Social science and liberal arts departments are already bastions of left-wing ideology, where liberal faculty outnumber their conservative counterparts by at least a ratio of five to one. If we allow blatant speech policing to spread to classrooms already dominated by one side of the political spectrum, any hope for actual academic debate is lost.
Additionally, interacting with peers from different backgrounds is supposed to be an important part of a college education. Giving young students exposure to viewpoints and life experiences they’ve never encountered is vital to a well-rounded outlook on the world. Yet identity politics has taken a foothold in the culture of hypersensitivity that is established by initiatives like microaggression training, and shuts down cross-cultural connections. In the end, students are simply encouraged to stay inside their comfort zones. After all, if a small social faux pas can get a student branded a racist or an “attacker,” that surely incentivizes them to not reach across racial or cultural lines in the first place.
It’s startling to see some professors and faculty embracing these microaggression-based programs, as they so obviously pose a threat to academic freedom as well. Once we start letting political correctness determine the acceptable bounds of campus discourse, there’s no shortage of potential for abuse.
In 2017, seven classes at Harvard University were subject to administrative investigation after students reported that they felt “microagressed” by lecture content. In a more recent example, a Brown University study on transgenderism was just retracted after a student outcry, because the results, which indicated that the prevalence of gender transition among teens may be subject to some degree of social contagion, were deemed to “discredit efforts to support transgender youth and invalidate the perspectives of members of the transgender community.”

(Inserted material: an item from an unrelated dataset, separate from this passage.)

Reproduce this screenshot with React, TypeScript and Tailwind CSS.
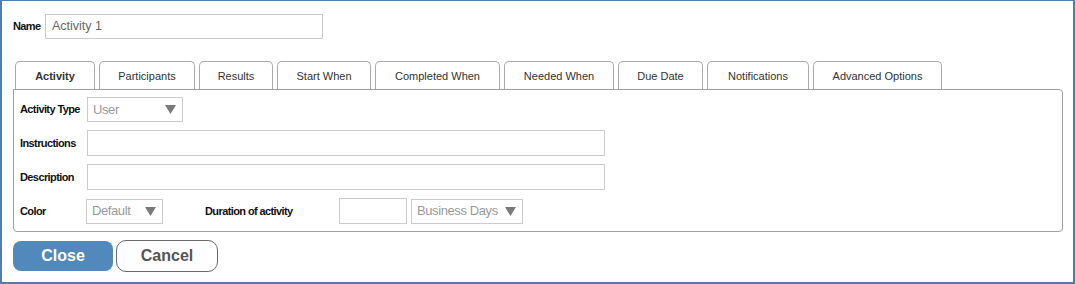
const tabs = [
  { label: 'Activity', w: 'w-[80px]', active: true },
  { label: 'Participants', w: 'w-[96px]' },
  { label: 'Results', w: 'w-[74px]' },
  { label: 'Start When', w: 'w-[94px]' },
  { label: 'Completed When', w: 'w-[125px]' },
  { label: 'Needed When', w: 'w-[110px]' },
  { label: 'Due Date', w: 'w-[85px]' },
  { label: 'Notifications', w: 'w-[102px]' },
  { label: 'Advanced Options', w: 'w-[129px]' },
];

function Arrow() {
  return (
    <svg width="11" height="9" viewBox="0 0 11 9" className="shrink-0">
      <polygon points="0,0 11,0 5.5,9" fill="#7a7a7a" />
    </svg>
  );
}

function Select({ value, className }: { value: string; className: string }) {
  return (
    <div
      className={`flex items-center justify-between border border-[#cccccc] bg-white pl-[5px] pr-[6px] text-[13px] tracking-[-0.4px] text-[#9a9a9a] ${className}`}
    >
      <span>{value}</span>
      <Arrow />
    </div>
  );
}

function Label({ children, className = '' }: { children: string; className?: string }) {
  return <div className={`text-[11px] font-bold tracking-[-0.6px] text-[#111] ${className}`}>{children}</div>;
}

export default function App() {
  return (
    <div className="w-[1075px] h-[284px] bg-white border-t border-l-2 border-r-2 border-b-2 border-[#4f7db0] pl-[11px] pt-[13px] font-['Liberation_Sans',Arial,sans-serif]">
      {/* Name */}
      <div className="flex items-center h-[25px]">
        <Label className="w-[32px]">Name</Label>
        <div className="flex items-center w-[278px] h-[25px] border border-[#cccccc] pl-[6px] text-[12.5px] text-[#666]">
          Activity 1
        </div>
      </div>

      {/* Tabs */}
      <div className="flex gap-[4px] mt-[22px] pl-[2px]">
        {tabs.map((t) => (
          <div
            key={t.label}
            className={`${t.w} h-[28px] pt-[2px] flex items-center justify-center border border-b-0 border-[#aaaaaa] rounded-t-[5px] text-[11px] text-[#333] ${t.active ? 'font-bold' : ''}`}
          >
            {t.label}
          </div>
        ))}
      </div>

      {/* Panel */}
      <div className="w-[1050px] h-[143px] border border-[#a0a0a0] rounded-b-[4px] rounded-tr-[4px] px-[6px] pt-[7px] flex flex-col gap-[8px]">
        <div className="flex items-center">
          <Label className="w-[67px]">Activity Type</Label>
          <Select value="User" className="w-[96px] h-[25px]" />
        </div>
        <div className="flex items-center">
          <Label className="w-[67px]">Instructions</Label>
          <div className="w-[518px] h-[26px] border border-[#cccccc]" />
        </div>
        <div className="flex items-center">
          <Label className="w-[67px]">Description</Label>
          <div className="w-[518px] h-[26px] border border-[#cccccc]" />
        </div>
        <div className="flex items-center">
          <Label className="w-[66px]">Color</Label>
          <Select value="Default" className="w-[77px] h-[25px]" />
          <Label className="ml-[42px] w-[134px]">Duration of activity</Label>
          <div className="w-[68px] h-[26px] border border-[#cccccc]" />
          <Select value="Business Days" className="ml-[4px] w-[112px] h-[25px]" />
        </div>
      </div>

      {/* Buttons */}
      <div className="flex items-center gap-[3px] mt-[8px]">
        <button className="w-[100px] h-[30px] rounded-[8px] bg-[#5289bd] text-white text-[16px] font-bold">
          Close
        </button>
        <button className="w-[102px] h-[32px] rounded-[10px] border border-[#6a6a6a] bg-white text-[#555] text-[16px] font-bold">
          Cancel
        </button>
      </div>
    </div>
  );
}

If sensitivity continues to supplant the scientific method at even our most prestigious college and universities, all hope for academic freedom is lost.
Still, it is true that sensitivity trainings and microaggression programs are likely not an actual violation of the First Amendment, especially at private universities. But if we want to live in a culture where open inquiry and freedom of expression are encouraged, we can’t teach students that minor social mishaps are bigoted attacks — unless we want to set them up for a mental breakdown the first time they face an actual act of aggression.